Bug prediction is an important challenge for software engineering research. It consist in looking for possible early indicators of the presence of bugs in a software. However, despite the relevance of the issue, most experiments designed to evaluate bug prediction only investigate whether there is a linear relation between the predictor and the presence of bugs. However, it is well known that standard regression models can not filter out spurious relations.
Therefore, in this paper we describe an experiment to discover more robust evidences towards causality between software metrics (as predictors) and the occurrence of bugs. For this purpose, we have relied on Granger Causality Test to evaluate whether past changes in a given time series are useful to forecast changes in another series.

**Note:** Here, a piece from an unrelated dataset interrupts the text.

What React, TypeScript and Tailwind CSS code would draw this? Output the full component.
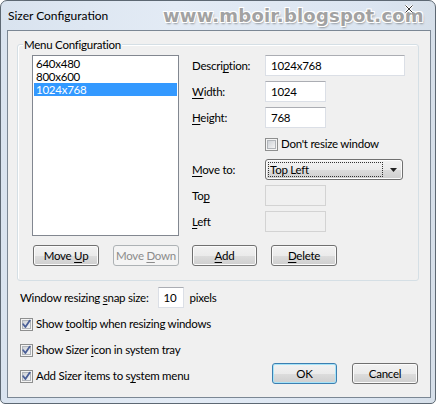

As its name suggests, Granger Test is a better indication of causality between two variables. We present and discuss the results of experiments on four real world systems evaluated over a time frame of almost four years. Particularly, we have been able to discover in the history of metrics the causes – in the terms of the Granger Test – for 64% to 93% of the defects reported for the systems considered in our experiment.
We have also been able to identify for each defective class the particular metrics that have Granger-caused the reported defects. Finally, as described in other studies, we could not identify a “holy grail” for bug prediction, i.e. a small set of metrics that are universally responsible for most of the defects, despite the considered systems. Instead, we have found that the metrics Granger-causing bugs can vary significantly from system to system and also among the different types of bugs of a particular system.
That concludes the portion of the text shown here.